— Слово адвокату.
Голос адвоката Краснов услышал из-за собственной спины. И почему-то подумал, что вот ждал оттуда удавку, а оказалось, что адвокат прикрывает его, как ведомый в воздушном бою.
— Уважаемый суд, надеюсь, примет во внимание, — начал адвокат, — что мой подзащитный — не убежденный, а воспитанный злодей. И для начала прошу рассмотреть эту разницу.
"Зал" загудел, предвкушая развлечение.
— Поймайте в лесу взрослого волка, — продолжал адвокат, — и попробуйте сделать из него цепную собаку. Вас ждет поражение, ибо взрослый зверь вырос на свободе и в неволе скорее погибнет, чем смирится с ошейником. Дальше вам понятно. Из слепого волчонка вырастить так называемого друга человека — задача посильная, хотя и это спорно: говорят, что для надежности одомашнивания нужно несколько поколений. Что же мы имеем в случае с моим подопечным? Беспризорное детство, благословенный детдом и благодарность по гроб жизни за такое счастливое детство. Почему не вырасти прекрасным цепным псом, если есть все условия и ты тщательно обережен от примеров противоположного характера? Итак, первое. Мой подопечный есть продукт античеловеческой системы, в известном смысле ее жертва, и это снимает значительную часть его вины. Но поскольку судить систему нам пока не по силам, ибо даже слово "система" у нас под запретом, вернемся к нашим баранам (смех, голос: "К барашку!"), то есть к личности и личной вине подсудимого. Да, он был с нами жесток. Но можем ли мы назвать в его окружении хоть одного, условно говоря, человека, не жестокого с нами? Да, он послал Александра Краснова на прииск из чувства личной неприязни. А сколько он был обязан — обязан! — послать просто так, без всякого чувства, как обыкновенных скотов? Особое внимание прошу обратить на его человеческие качества. Известно, что он не раз просился на испанскую войну, когда его обязанностью была грязная работа в НКВД. Известно, что он просился на фронт в этой войне. Субъективно честный и по-своему справедливый, он был вынужден назваться именем Саши Краснова под нажимом Бугрина, чтобы не оказаться американским шпионом, но он не увиливал от встречи с нами, а то, что назвался каким-то Скиданом и выдумал фантастическую историю, в которой Саша оказывается живым, так кто из нас поступил бы иначе ради спасения собственной шкуры?

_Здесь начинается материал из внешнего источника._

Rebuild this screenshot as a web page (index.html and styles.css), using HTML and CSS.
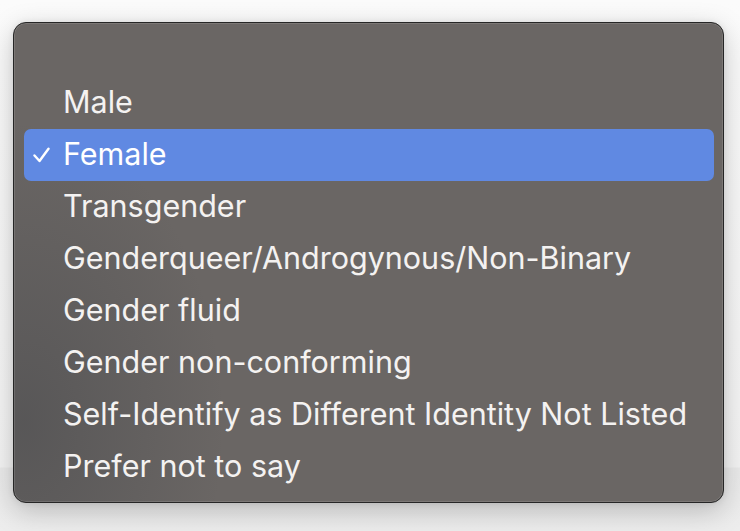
FILE: index.html
```html
<!DOCTYPE html>
<html>
<head>
<meta charset="utf-8">
<link rel="stylesheet" href="styles.css">
</head>
<body>
<div class="stage">
  <div class="menu">
    <ul class="list">
      <li class="item">Male</li>
      <li class="item selected"><svg class="check" width="17" height="16" viewBox="0 0 17 16"><polyline points="1.5,8.5 6.5,14 15.5,1.8" fill="none" stroke="#fff" stroke-width="2.4" stroke-linecap="round" stroke-linejoin="round"/></svg>Female</li>
      <li class="item">Transgender</li>
      <li class="item">Genderqueer/Androgynous/Non-Binary</li>
      <li class="item">Gender fluid</li>
      <li class="item">Gender non-conforming</li>
      <li class="item">Self-Identify as Different Identity Not Listed</li>
      <li class="item">Prefer not to say</li>
    </ul>
  </div>
</div>
</body>
</html>
```
FILE: styles.css
```css
html, body {
  margin: 0;
  padding: 0;
}
body {
  width: 740px;
  height: 531px;
  overflow: hidden;
  background: linear-gradient(to bottom, #fbfbfb 0, #f4f4f4 467px, #ebebeb 468px, #ededed 531px);
}
.stage {
  padding: 22px 0 0 13px;
}
.menu {
  width: 709px;
  height: 479px;
  border: 1px solid #262626;
  border-radius: 13px;
  background:
    radial-gradient(ellipse 200px 300px at 10px 400px, rgba(66,68,72,0.45), rgba(66,68,72,0) 100%),
    #6a6664;
  box-shadow: inset 0 0 0 1px rgba(255,255,255,0.12), 0 8px 28px rgba(0,0,0,0.22), 0 0 6px rgba(0,0,0,0.08);
  font-family: Inter, "Liberation Sans", sans-serif;
  color: #f4f2f1;
}
.list {
  list-style: none;
  margin: 0;
  padding: 54px 9px 0 10px;
}
.item {
  position: relative;
  height: 52px;
  line-height: 50px;
  padding-left: 39px;
  font-size: 30.5px;
  white-space: nowrap;
  border-radius: 7px;
}
.selected {
  background: #6089e2;
  color: #ffffff;
}
.check {
  position: absolute;
  left: 9px;
  top: 18px;
}
```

Легкий смех был ему одобрением. А Краснову захотелось хоть затылком прикоснуться к этому человеку, способному открыть в нем столько доброго. Он распрямился на чурбаке и отклонился назад, но спина встретила пустоту.
— Я хочу сказать, — продолжал адвокат, — что этот человек, при всех своих недостатках, пороках, ошибках и даже преступлениях, не способен на предательство. Поэтому я, во-первых, не верю, что он приказал убить Сашу по дороге на прииск, а во-вторых, хочу обратить особое внимание уважаемого суда на вопиющее предательство капитана Бугрина, который на фронте держал под прицелом наши спины, а теперь хочет нашими руками свести счеты с человеком из своей стаи. Из одного чувства протеста против такой подлости я оставил бы Василию Краснову жизнь, чтобы дать ему возможность пересмотреть свое прошлое и свои взгляды — ведь не до конца же он цепной пес! — а заодно посмотреть, как поведет себя начальник лагеря. Он, наверно, сошлет Краснова на прииск, и это будет для моего подопечного искуплением. Хочу отметить, между прочим, и мнимую гуманность Бугрина по отношению ко всем нам. И отделение нас от блатных, и некоторое облегчение бессмысленных жестокостей следует отнести не на счет его до- броты, а просто списать на производственную необходимость: в стране разруха, и рабов надо поберечь.